The case study has illustrated the interactive formation, visualization and analysis of dynamic hypotheses for decision-making in ill-defined problems; with provenance for explicit data, defined analytical process and some implicit knowledge/experience from the analysts. It shows the benefits of interactive analysis and visualization in response to changes in evidence and hypotheses; such as reducing bias and improving efficiency. Furthermore, the approach considers the degree of uncertainty in each piece of evidence and its role in supporting/refuting different hypotheses. The data provenance and the data uncertainty can be expressed by the user based on assessment of its source, assessment of the information, as well as consideration of the links between the evidence and hypotheses.

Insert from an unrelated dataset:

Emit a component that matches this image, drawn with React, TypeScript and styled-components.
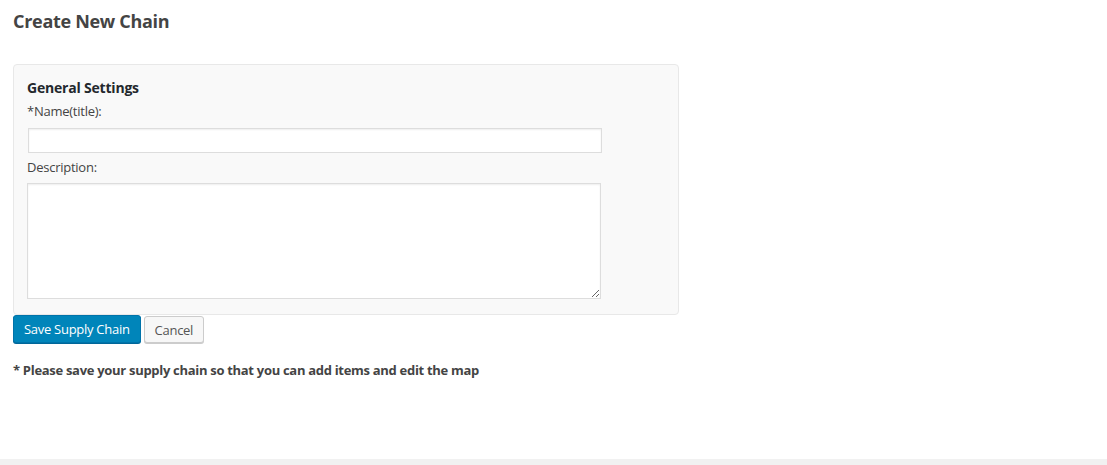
import React from "react";
import styled, { createGlobalStyle } from "styled-components";

const Global = createGlobalStyle`
  html, body { margin: 0; padding: 0; background: #f1f1f1; }
  body { font-family: "Open Sans", "Noto Sans", sans-serif; color: #444; font-size: 13px; letter-spacing: -0.25px; }
  * { box-sizing: border-box; }
`;

const Page = styled.div`
  background: #fff;
  height: 459px;
  padding: 8px 13px 0 13px;
`;

const Title = styled.h2`
  margin: 0;
  font-size: 18px;
  line-height: 26px;
  font-weight: 700;
  letter-spacing: -0.3px;
  color: #444;
`;

const Panel = styled.section`
  margin-top: 30px;
  width: 666px;
  background: #f9f9f9;
  border: 1px solid #e8e8e8;
  border-radius: 4px;
  padding: 13px 13px 15px 13px;
`;

const PanelTitle = styled.h3`
  margin: 0;
  font-size: 14px;
  line-height: 20px;
  font-weight: 700;
  letter-spacing: -0.2px;
  color: #23282d;
`;

const Label = styled.label`
  display: block;
  margin-top: 4px;
  line-height: 18px;
  color: #444;
`;

const TextInput = styled.input`
  display: block;
  margin-top: 8px;
  margin-left: 1px;
  width: 574px;
  height: 25px;
  border: 1px solid #ddd;
  box-shadow: inset 0 1px 2px rgba(0,0,0,0.07);
  background: #fff;
  font: inherit;
  outline: none;
`;

const DescLabel = styled(Label)`
  margin-top: 5px;
`;

const TextArea = styled.textarea`
  display: block;
  margin-top: 7px;
  width: 574px;
  height: 116px;
  border: 1px solid #ddd;
  box-shadow: inset 0 1px 2px rgba(0,0,0,0.07);
  background: #fff;
  font: inherit;
  outline: none;
`;

const Actions = styled.div`
  display: flex;
  gap: 3px;
  align-items: flex-start;
`;

const Button = styled.button<{ $primary?: boolean }>`
  padding: 0 10px;
  font: inherit;
  font-size: 13px;
  line-height: 26px;
  letter-spacing: -0.28px;
  border-radius: 3px;
  cursor: pointer;
  border: 1px solid ${(p) => (p.$primary ? "#0073aa" : "#ccc")};
  background: ${(p) => (p.$primary ? "#0085ba" : "#f7f7f7")};
  color: ${(p) => (p.$primary ? "#fff" : "#555")};
  box-shadow: ${(p) => (p.$primary ? "0 1px 0 #006799" : "0 1px 0 #ccc")};
  margin-top: ${(p) => (p.$primary ? "0" : "1px")};
  height: ${(p) => (p.$primary ? "28px" : "27px")};
`;

const Note = styled.p`
  margin: 18px 0 0 0;
  font-weight: 700;
  font-size: 13px;
  line-height: 18px;
  letter-spacing: -0.3px;
  color: #444;
`;

export default function App() {
  return (
    <>
      <Global />
      <Page>
        <Title>Create New Chain</Title>
        <Panel>
          <PanelTitle>General Settings</PanelTitle>
          <Label>*Name(title):</Label>
          <TextInput type="text" />
          <DescLabel>Description:</DescLabel>
          <TextArea />
        </Panel>
        <Actions>
          <Button $primary>Save Supply Chain</Button>
          <Button>Cancel</Button>
        </Actions>
        <Note>* Please save your supply chain so that you can add items and edit the map</Note>
      </Page>
    </>
  );
}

It also provides an audit trail of the analysis in terms of data provenance, analytical provenance, and, to certain extent, reasoning provenance.

This case study shows narratives as the explicit representations of the hypotheses, which include different types of data in their presentation, such as: the explicit data used and its provenance; the processing and manipulation performed; and, the implicit information from the analysts’ knowledge and experience.

Systems that allow for the dynamic visualization of hypotheses which develop over time, and change with the arrival of ‘new information’ or the application of a ‘new process’, provide invaluable support for informed and dynamic decision making in ill-defined problems. The system in the illustrated case study is an example of this capability. It also provides methods to visualize competing hypotheses or complementary theories (that would support and enhance the strength of a particular argument), each depicting different degrees of certainty.

The case study shows that although many pieces of the puzzle have been found, much research is still needed to further the development of tools to support informed decision making for ill-defined problems. Robust reasoning provenance about how and why analysts make decisions, deduced from implicit data, would complete the audit trail for understanding what, how and why data were used.